“In Voting Cases, Chief Justice Roberts Is Alone but in Control”

Adam Liptak for the NYT:

In a little over a week, the Supreme Court issued five sets of orders in election cases. In three of them, Democrats prevailed.

Chief Justice John G. Roberts Jr. wrote an opinion in only one of the cases, and it was only a paragraph long. It sketched out a distinction that no other justice endorsed. But that distinction can explain every one of the court’s orders.

The distinction pressed by the chief justice was this: Federal courts should not change voting procedures enacted by state legislatures, and they also should not step in when state courts or agencies change those procedures.

The something-for-both-sides approach is broadly similar to Chief Justice Roberts’s recent record, in which he voted with the court’s liberals in cases on gay rights, immigration and abortion; joined the court’s conservatives in major cases on religion; and wrote the majority opinions in cases on subpoenas seeking President Trump’s financial records that rejected his broadest claims but did not require immediate disclosures.

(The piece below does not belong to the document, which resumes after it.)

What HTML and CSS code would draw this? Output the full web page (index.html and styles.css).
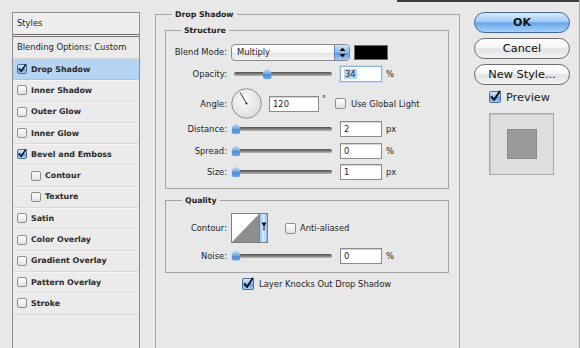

Chief Justice Roberts’s deft judicial work last term meant that he was in the majority in divided decisions at a higher rate than any chief justice since at least 1953. Scholars debated whether that was evidence of principle or pragmatism, noting that the chief justice has tried hard to shield the court from charges that it is a political body.

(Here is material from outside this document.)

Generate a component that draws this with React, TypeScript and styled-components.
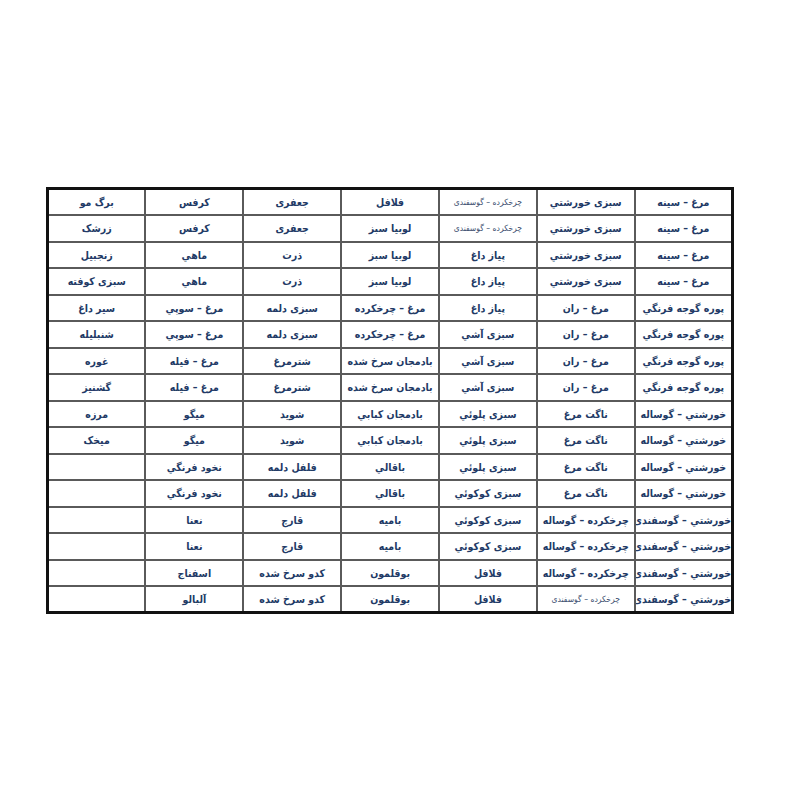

In the election cases, too, the chief justice’s rationale staked out a middle ground, one that was consistent with conservative ideas about federalism even as the court’s other members seemed to take all-or-nothing approaches. The court’s more liberal members said the right to vote was important enough to justify letting federal judges alter state election rules. And its more conservative ones said the Constitution prohibits all changes to voting rules enacted by state legislatures, even ones supported by state courts or state officials.